I do wonder, if we engaged with activities which have an underlying creative experience on a regular basis, whether it would promote a healthier, more satisfying life experience. So much of modern life is stripped of the opportunity to strive, experiment, experience and feel, make mistakes, get it wrong and spend time finding a solution.  From mass produced goods, where imperfections result in a ‘return for our money back’ attitude rather than seeing irregularity as the signature of the craftsman; from the preference for uniform supermarket produce  over  the knarled vegetables which, freshly dug from your garden and sweet smelling are proudly presented on your plate.  The digitally produced music to which our ear has become accustomed but fails to quite move us in the same way as the old vinyl and the photographer who enhances the image in order to please the constant demand for perfection, belying the truth he witnessed and perhaps too his own sense of satisfaction.  In this manipulated and ‘perfect’ world how can we hope to be truly connected to the reality of life – are we not by default always one step removed? Could this be the reason for the modern ‘dis-ease’ of vague disatisfaction that so many of us experience yet can’t quite put our finger on why? It is as if much of modern life has been stripped bare of the very things which nourish the soul and maintain a healthy equilibrium.

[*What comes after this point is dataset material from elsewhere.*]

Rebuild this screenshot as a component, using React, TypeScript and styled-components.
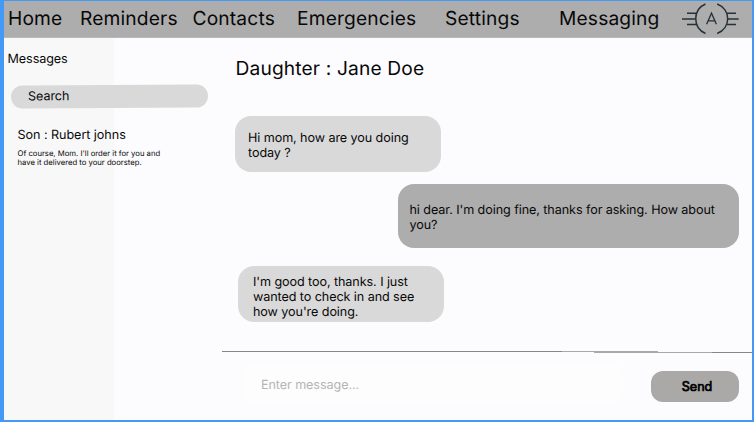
import React from "react";
import styled, { createGlobalStyle } from "styled-components";

const GlobalStyle = createGlobalStyle`
  * { box-sizing: border-box; }
  body {
    margin: 0;
    font-family: Inter, "Liberation Sans", sans-serif;
    font-optical-sizing: none;
    text-rendering: geometricPrecision;
    color: #080808;
  }
  p, h1, h2, h3 { margin: 0; font-weight: 400; }
`;

const Frame = styled.div`
  width: 754px;
  height: 422px;
  overflow: hidden;
  display: flex;
  flex-direction: column;
  background: #fcfcfe;
  border: solid #4499f7;
  border-width: 1px 2px 2px 4px;
`;

const Header = styled.header`
  flex: none;
  height: 37px;
  display: grid;
  grid-template-columns: 72px 112.5px 104.5px 148px 114px 122px 1fr;
  align-items: start;
  padding-left: 4px;
  background: #adadad;
  border-bottom: 1px solid #b9b9b9;
`;

const NavLink = styled.a`
  font-size: 19.2px;
  letter-spacing: 0.16px;
  line-height: 24px;
  padding-top: 5px;
  white-space: nowrap;
  color: #080808;
`;

const Logo = styled.svg`
  display: block;
  width: 60px;
  height: 36px;
`;

const Body = styled.div`
  flex: 1;
  min-height: 0;
  display: grid;
  grid-template-columns: 218px 1fr;
`;

const Sidebar = styled.aside`
  background: linear-gradient(to right, #f8f8f8 109.5px, transparent 109.5px);
`;

const SidebarTitle = styled.h2`
  padding: 13px 0 0 3.5px;
  font-size: 12.6px;
  letter-spacing: -0.08px;
  line-height: 17px;
`;

const Search = styled.div`
  width: 197px;
  height: 22.5px;
  margin: 16.5px 0 0 7.2px;
  padding-left: 17px;
  border-radius: 12px;
  background: #d9d9d9;
  transform: rotate(-0.3deg);
  font-size: 12.6px;
  letter-spacing: -0.08px;
  line-height: 23px;
`;

const Conversation = styled.section`
  padding: 21px 0 0 13.5px;
`;

const ConversationName = styled.h3`
  font-size: 12.6px;
  letter-spacing: -0.05px;
  line-height: 16px;
`;

const Preview = styled.p`
  width: 170px;
  margin-top: 5px;
  font-size: 7.7px;
  line-height: 9.4px;
`;

const Chat = styled.main`
  display: flex;
  flex-direction: column;
`;

const ChatTitle = styled.h1`
  padding: 18px 0 0 13.5px;
  font-size: 19.2px;
  letter-spacing: 0.14px;
  line-height: 24px;
`;

const Thread = styled.div`
  height: 271px;
  display: flex;
  flex-direction: column;
  align-items: flex-start;
  padding: 36px 13px 0 13px;
`;

const Bubble = styled.div<{ $sent?: boolean; $last?: boolean }>`
  width: ${(p) => (p.$sent ? 341 : 206)}px;
  height: ${(p) => (p.$sent ? 64 : 56)}px;
  flex: none;
  align-self: ${(p) => (p.$sent ? "flex-end" : "flex-start")};
  margin: ${(p) => (p.$sent ? "12px 0 18px" : p.$last ? "0 0 0 3px" : "0")};
  padding: ${(p) => (p.$sent ? "18.6px 11.5px 0" : p.$last ? "8.6px 20px 0 15px" : "15px 20px 0 13px")};
  border-radius: 16px;
  background: ${(p) => (p.$sent ? "#adadad" : "#d9d9d9")};
  font-size: 12.6px;
  letter-spacing: -0.08px;
  line-height: 15.2px;
`;

const Divider = styled.svg`
  display: block;
  flex: none;
  width: 100%;
  height: 3px;
`;

const Composer = styled.div`
  display: flex;
  align-items: center;
  justify-content: space-between;
  padding: 11px 13px 0 20px;
`;

const MessageField = styled.div`
  width: 381px;
  height: 38px;
  padding-left: 19px;
  border-radius: 10px;
  background: #fdfdfe;
  color: #b5b5b5;
  font-size: 12.6px;
  letter-spacing: -0.08px;
  line-height: 41px;
`;

const SendButton = styled.button`
  width: 88px;
  height: 31px;
  margin-top: 4px;
  padding: 0 0 0 4px;
  border: 0;
  border-radius: 12px;
  background: #aaa9a8;
  color: #000;
  font: 400 12.6px/31px Inter, sans-serif;
  -webkit-text-stroke: 0.7px #000;
`;

const links = ["Home", "Reminders", "Contacts", "Emergencies", "Settings", "Messaging"];

export default function App() {
  return (
    <>
      <GlobalStyle />
      <Frame>
        <Header>
          {links.map((l) => (
            <NavLink key={l}>{l}</NavLink>
          ))}
          <Logo viewBox="681 1 60 36" fill="none" stroke="#263238" strokeWidth="1.5">
            <path d="M705.500 4C692.500 9.500 692.500 28 705.500 33.500M717.200 4C731.200 9.500 731.200 28 717.200 33.500" />
            <path d="M687 13.200H696.500M682 18.900H695.500M687 24.400H696.500M727 13.200H736M727.500 18.900H738.700M727 24.400H736" />
            <path strokeWidth="1.3" d="M706.600 24.300L711.500 13.200L716.400 24.300M708.200 20.900H714.800" />
          </Logo>
        </Header>
        <Body>
          <Sidebar>
            <SidebarTitle>Messages</SidebarTitle>
            <Search>Search</Search>
            <Conversation>
              <ConversationName>Son : Rubert johns</ConversationName>
              <Preview>
                Of course, Mom. I'll order it for you and
                <br />
                have it delivered to your doorstep.
              </Preview>
            </Conversation>
          </Sidebar>
          <Chat>
            <ChatTitle>Daughter : Jane Doe</ChatTitle>
            <Thread>
              <Bubble>
                Hi mom, how are you doing
                <br />
                today ?
              </Bubble>
              <Bubble $sent>
                hi dear. I'm doing fine, thanks for asking. How about
                <br />
                you?
              </Bubble>
              <Bubble $last>
                I'm good too, thanks. I just
                <br />
                wanted to check in and see
                <br />
                how you're doing.
              </Bubble>
            </Thread>
            <Divider viewBox="0 0 530 3" preserveAspectRatio="none">
              <path d="M0 0.500H340M490 1.500H530" stroke="#87878a" />
              <path d="M340 0.500H436M372 1.500H490" stroke="#a9a9ac" />
            </Divider>
            <Composer>
              <MessageField>Enter message...</MessageField>
              <SendButton>Send</SendButton>
            </Composer>
          </Chat>
        </Body>
      </Frame>
    </>
  );
}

I could have ditched my bench in favour of a new one, the buying of which may have provided a moments pleasure.  But I figured that one tree had already given it’s life for me to have a comfortable place to sit in my garden and with a little work and attention it would provide me with a good few more years. After some deliberation I decided to paint the bench in the hope of protecting it a little longer.  A once mass produced item has now become something personal, complete with imperfections and nuances and a history all of it’s own with which I am now uniquely and intimately bound.